- Born: Samantha Jeanne Hill Winnipeg, Manitoba, Canada
- Education: University of Alberta (BFA 2011) University of Winnipeg (BA 2008)
- Occupations: Singer, actress
- Website: www.samanthajeannehill.com

= Samantha Hill (actress) =

Canadian actress and singer

Samantha Hill is a Canadian singer and actress who is most known for having starred in the Broadway shows Les Misérables and The Phantom of the Opera.

==Career==
Samantha began her career early by participating in musical and theatrical projects at her church. As a teenager, she was trained in ballet, jazz, theatre, and musical theatre. She trained as an actor at the University of Alberta in Edmonton, Alberta, where she graduated with the Bachelor of Fine Arts in 2011, and at the University of Winnipeg, where she earned her Bachelor of Arts in Theatre/Film in 2008.

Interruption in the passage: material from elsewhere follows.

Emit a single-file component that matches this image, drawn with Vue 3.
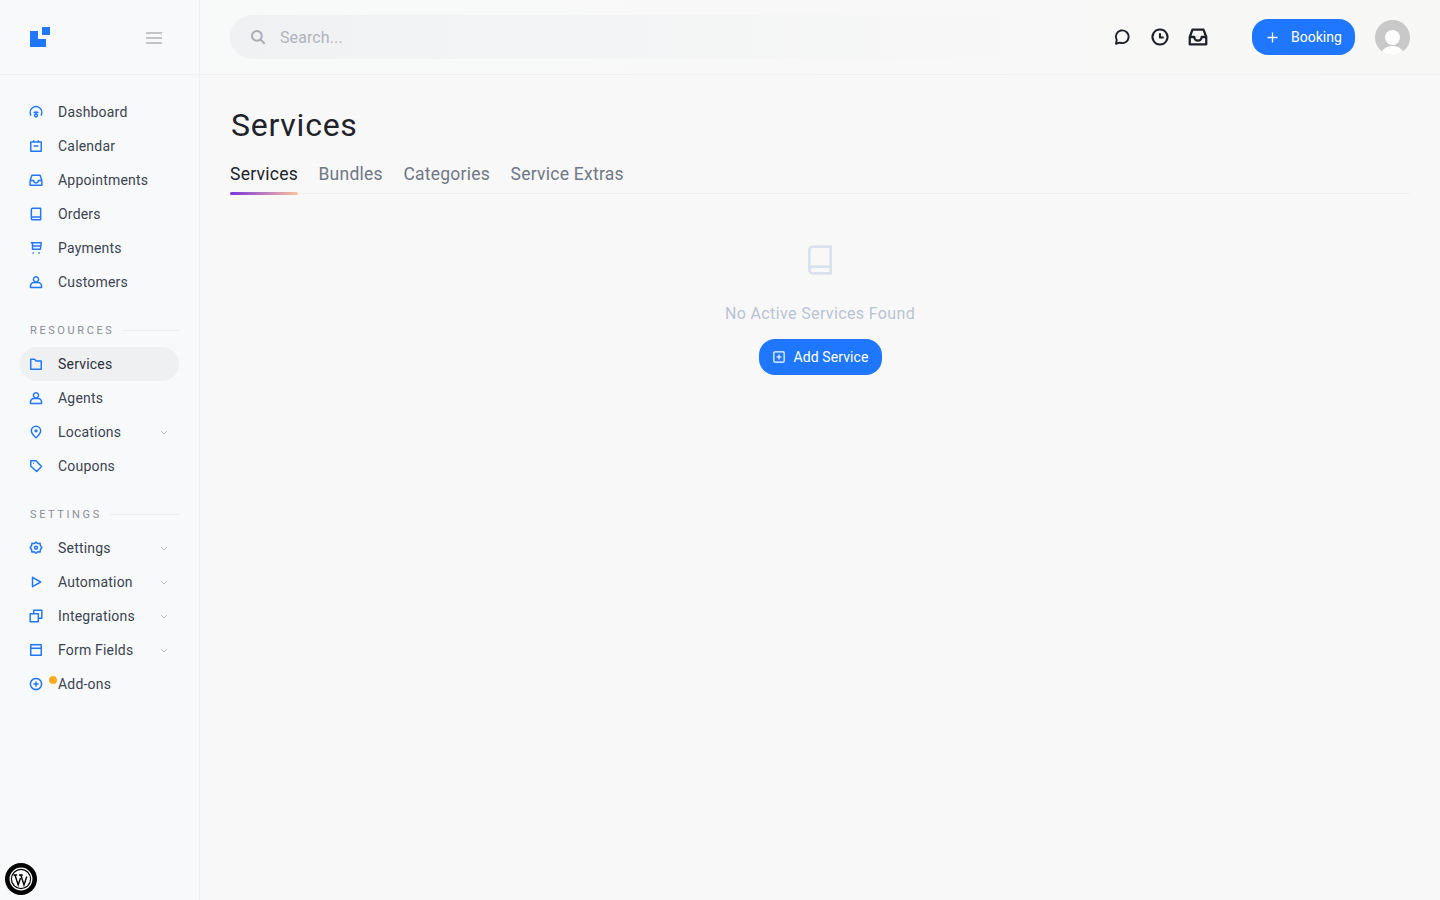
<script setup>
const icons = {
  gauge: 'M3.500 18A10 10 0 1 1 20.500 18M8 13.500a5.500 5.500 0 0 1 8 0M12 11.500v4M12 15.500a2.500 2.500 0 1 0 .01 0z',
  calendar: 'M3 5h18v16H3zM8 2v4M16 2v4M8 12h8',
  inbox: 'M2 13l3-9h14l3 9v8H2zM2 13h6a4 4 0 0 0 8 0h6',
  book: 'M4 19V4.500A2.500 2.500 0 0 1 6.500 2H20v20H6.500A2.500 2.500 0 0 1 4 19.500a2.500 2.500 0 0 1 2.500-2.500H20',
  cart: 'M3 3h18l-1.500 11H6V3M6 8.500h14M6 20.500h2.500M16 20.500h2.500',
  user: 'M12 3a4.500 4.500 0 1 1-.01 0zM2.500 21.500v-2.500a6 6 0 0 1 6-6h7a6 6 0 0 1 6 6v2.500z',
  folder: 'M3 4h7l2 3h9v14H3z',
  pin: 'M12 22c-4-3.800-8-7-8-12a8 8 0 0 1 16 0c0 5-4 8.200-8 12zM12 8.500a1.500 1.500 0 1 1-.01 0z',
  tag: 'M3 3h9l9.500 10-8.500 8.500L3 12zM7 7.500h1.500',
  gear: 'M12 2l3 2.500 4-.5.500 4 2.500 3.500-2.500 3.500-.5 4-4-.5L12 21l-3-2.500-4 .5-.5-4L2 11.500 4.500 8 5 4l4 .5zM12 9a2.500 2.500 0 1 1-.01 0z',
  play: 'M6 4l14 8-14 8z',
  stack: 'M8 8V2h14v14h-6M2 8h14v14H2z',
  form: 'M3 3h18v18H3zM3 9h18',
  addon: 'M12 2.500a9.500 9.500 0 1 1-.01 0zM7.500 12h9M12 7.500v9',
}
const mainNav = [
  { label: 'Dashboard', icon: 'gauge' },
  { label: 'Calendar', icon: 'calendar' },
  { label: 'Appointments', icon: 'inbox' },
  { label: 'Orders', icon: 'book' },
  { label: 'Payments', icon: 'cart' },
  { label: 'Customers', icon: 'user' },
]
const resources = [
  { label: 'Services', icon: 'folder', active: true },
  { label: 'Agents', icon: 'user' },
  { label: 'Locations', icon: 'pin', more: true },
  { label: 'Coupons', icon: 'tag' },
]
const settings = [
  { label: 'Settings', icon: 'gear', more: true },
  { label: 'Automation', icon: 'play', more: true },
  { label: 'Integrations', icon: 'stack', more: true },
  { label: 'Form Fields', icon: 'form', more: true },
  { label: 'Add-ons', icon: 'addon', dot: true },
]
const groups = [
  { title: null, items: mainNav },
  { title: 'RESOURCES', items: resources },
  { title: 'SETTINGS', items: settings },
]
const tabs = ['Services', 'Bundles', 'Categories', 'Service Extras']
</script>

<template>
  <div class="app">
    <aside class="sidebar">
      <div class="brand">
        <svg class="logo" width="20" height="20" viewBox="0 0 20 20"><path d="M0 4h8v8h8v8H0zM12 0h8v8h-8z" fill="#1f77ff" /></svg>
        <svg class="burger" width="16" height="12" viewBox="0 0 16 12"><path d="M0 1h16M0 6h16M0 11h16" stroke="#b3b3b3" stroke-width="1.500" fill="none" /></svg>
      </div>
      <nav class="nav">
        <section v-for="(g, i) in groups" :key="i" class="group">
          <div v-if="g.title" class="group-title"><span>{{ g.title }}</span><i></i></div>
          <a v-for="it in g.items" :key="it.label" class="item" :class="{ active: it.active }">
            <svg class="item-icon" width="14" height="14" viewBox="0 0 24 24"><path :d="icons[it.icon]" /></svg>
            <span v-if="it.dot" class="dot"></span>
            <span class="item-label">{{ it.label }}</span>
            <svg v-if="it.more" class="chev" width="8" height="5" viewBox="0 0 8 5"><path d="M1 1l3 3 3-3" /></svg>
          </a>
        </section>
      </nav>
      <div class="wp">
        <svg width="24" height="24" viewBox="0 0 24 24">
          <circle cx="12" cy="12" r="10.800" fill="none" stroke="#fff" stroke-width="1.300" />
          <circle cx="12" cy="12" r="9" fill="#fff" />
          <path d="M4.500 8h3.600M6 8l3.200 10 2.300-7M10 8h3.800M11.800 8l3.200 10 2.800-8.500" fill="none" stroke="#000" stroke-width="1.400" />
        </svg>
      </div>
    </aside>
    <div class="content">
      <header class="topbar">
        <div class="search">
          <svg width="18" height="18" viewBox="0 0 24 24"><path d="M10.500 4a6.500 6.500 0 1 1-.01 0zM15.500 15.500L21 21" fill="none" stroke="#a9adb5" stroke-width="2.600" /></svg>
          <input class="search-input" placeholder="Search..." />
        </div>
        <div class="top-icons">
          <svg width="18" height="18" viewBox="0 0 24 24"><path d="M4 21l1-5a8.500 8.500 0 1 1 4 3.500z" /></svg>
          <svg width="20" height="20" viewBox="0 0 24 24"><path d="M12 3a9 9 0 1 1-.01 0zM12 7.500V12.500h4.500" /></svg>
          <svg width="22" height="22" viewBox="0 0 24 24"><path d="M3 12l3-8h12l3 8v8H3zM3 12h5a4 4 0 0 0 8 0h5" /></svg>
        </div>
        <button class="btn booking">
          <svg width="11" height="11" viewBox="0 0 11 11"><path d="M5.500 .5v10M.5 5.500h10" stroke="#fff" stroke-width="1.300" fill="none" /></svg>
          Booking
        </button>
        <svg class="avatar" width="35" height="35" viewBox="0 0 35 35">
          <defs><clipPath id="av"><circle cx="17.500" cy="17.500" r="17.500" /></clipPath></defs>
          <g clip-path="url(#av)">
            <rect width="35" height="35" fill="#c8c8c8" />
            <circle cx="17.500" cy="17.500" r="7.500" fill="#fff" />
            <ellipse cx="17.500" cy="37" rx="12.500" ry="11" fill="#fff" />
          </g>
        </svg>
      </header>
      <main class="page">
        <h1 class="title">Services</h1>
        <div class="tabs">
          <a v-for="(t, i) in tabs" :key="t" class="tab" :class="{ on: i === 0 }">{{ t }}</a>
        </div>
        <div class="empty">
          <svg class="empty-icon" width="32" height="32" viewBox="0 0 24 24"><path d="M4 19V4.500A2.500 2.500 0 0 1 6.500 2H20v20H6.500A2.500 2.500 0 0 1 4 19.500a2.500 2.500 0 0 1 2.500-2.500H20" /></svg>
          <p class="empty-text">No Active Services Found</p>
          <button class="btn add">
            <svg width="12" height="12" viewBox="0 0 14 14"><path d="M2 1h10a1 1 0 0 1 1 1v10a1 1 0 0 1-1 1H2a1 1 0 0 1-1-1V2a1 1 0 0 1 1-1zM7 4v6M4 7h6" stroke="#fff" stroke-width="1.400" fill="none" /></svg>
            Add Service
          </button>
        </div>
      </main>
    </div>
  </div>
</template>

<style>
html, body { margin: 0; background: #f8f8f8; }
</style>

<style scoped>
.app {
  display: flex;
  height: 900px;
  font-family: Roboto, "Liberation Sans", sans-serif;
  letter-spacing: 0.2px;
  color: #3b4352;
  overflow: hidden;
}
.sidebar {
  position: relative;
  width: 199px;
  flex: none;
  background: #f8f9fb;
  border-right: 1px solid #eff0f2;
  display: flex;
  flex-direction: column;
}
.brand {
  height: 75px;
  box-sizing: border-box;
  border-bottom: 1px solid #eff0f2;
  display: flex;
  align-items: center;
  justify-content: space-between;
  padding: 0 37px 0 30px;
}
.burger { margin-top: 1px; }
.nav {
  padding: 20px 20px 0;
  display: flex;
  flex-direction: column;
  gap: 24px;
}
.group-title {
  height: 14px;
  margin: 0 0 10px 10px;
  display: flex;
  align-items: center;
  gap: 8px;
  font-size: 11px;
  letter-spacing: 2.600px;
  color: #898e97;
}
.group-title i {
  flex: 1;
  height: 1px;
  background: #eceef1;
}
.item {
  position: relative;
  height: 34px;
  display: flex;
  align-items: center;
  padding: 0 11px 0 9px;
  border-radius: 17px;
  font-size: 14px;
}
.item.active {
  background: #eff0f2;
  color: #2b303b;
}
.item-icon {
  flex: none;
  margin-right: 15px;
}
.item-icon path {
  fill: none;
  stroke: #1f77ff;
  stroke-width: 2.500;
  stroke-linejoin: round;
}
.item-label { flex: 1; }
.chev path {
  fill: none;
  stroke: #bcc0c6;
  stroke-width: 1;
}
.dot {
  position: absolute;
  left: 29px;
  top: 9px;
  width: 8px;
  height: 8px;
  border-radius: 50%;
  background: #fca91f;
  box-shadow: 0 0 0 2px #fff;
}
.wp {
  position: absolute;
  left: 5px;
  bottom: 5px;
  width: 32px;
  height: 32px;
  border-radius: 50%;
  background: #000;
  display: flex;
  align-items: center;
  justify-content: center;
}
.content {
  flex: 1;
  min-width: 0;
  display: flex;
  flex-direction: column;
}
.topbar {
  height: 75px;
  flex: none;
  box-sizing: border-box;
  border-bottom: 1px solid #eff0f2;
  background: linear-gradient(90deg, #f8f9f9, #f7f7f6);
  display: flex;
  align-items: center;
  padding: 0 30px;
}
.search {
  width: 800px;
  height: 44px;
  box-sizing: border-box;
  border-radius: 22px;
  background: linear-gradient(90deg, #f0f1f3, rgba(240, 241, 243, 0));
  display: flex;
  align-items: center;
  gap: 13px;
  padding-left: 19px;
}
.search-input {
  flex: 1;
  min-width: 0;
  border: 0;
  outline: 0;
  background: transparent;
  font: inherit;
  font-size: 16px;
  letter-spacing: 0.1px;
  padding: 0;
}
.search-input::placeholder { color: #b0b4bc; opacity: 1; }
.top-icons {
  margin-left: auto;
  display: grid;
  grid-template-columns: repeat(3, 38px);
  align-items: center;
  justify-items: center;
  margin-right: 35px;
}
.top-icons path {
  fill: none;
  stroke: #1e2129;
  stroke-width: 2.500;
  stroke-linejoin: round;
}
.btn {
  border: 0;
  background: #1f77ff;
  color: #fff;
  font: inherit;
  font-size: 14px;
  display: inline-flex;
  align-items: center;
  height: 36px;
  border-radius: 16px;
  padding: 0;
  box-sizing: border-box;
}
.booking {
  width: 103px;
  padding-left: 15px;
  gap: 13px;
  margin-right: 20px;
}
.add {
  width: 123px;
  padding-left: 14px;
  gap: 9px;
  letter-spacing: 0.1px;
}
.avatar {
  flex: none;
  margin-top: 1px;
}
.page {
  flex: 1;
  padding: 0 30px;
  display: flex;
  flex-direction: column;
}
.title {
  margin: 29px 0 0 1px;
  font-size: 32px;
  line-height: 42px;
  font-weight: 400;
  letter-spacing: 0.75px;
  color: #1f222b;
}
.tabs {
  margin-top: 9px;
  height: 39px;
  box-sizing: border-box;
  border-bottom: 1px solid #eef0f2;
  display: flex;
  gap: 20.500px;
}
.tab {
  position: relative;
  font-size: 17.500px;
  letter-spacing: 0.25px;
  line-height: 38px;
  height: 38px;
  color: #6f7785;
}
.tab.on { color: #20232c; }
.tab.on::after {
  content: "";
  position: absolute;
  left: 0;
  right: 0;
  bottom: -2px;
  height: 3px;
  border-radius: 2px;
  background: linear-gradient(90deg, #7a35e0, #fcc49c);
}
.empty {
  display: flex;
  flex-direction: column;
  align-items: center;
  padding-top: 50px;
}
.empty-icon path {
  fill: none;
  stroke: #d9e1ec;
  stroke-width: 2;
  stroke-linejoin: round;
}
.empty-text {
  margin: 27px 0 14px;
  font-size: 16px;
  line-height: 22px;
  letter-spacing: 0.37px;
  color: #b9c3d3;
}
</style>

Samantha took up roles in numerous musicals such as Spring Awakening in 2011 and Annie in 2012, before making her Broadway debut in The Phantom of the Opera as Christine Daaé in 2012. She was the alternate in the role until the departure of Sierra Boggess, and then went on to star until July 2013. She left The Phantom of the Opera to play Cosette in the Toronto production of Les Misérables, which led to her being cast in the same role for the 2014 Broadway revival. She earned critical acclaim for this role, both from press as well as from fans of the show.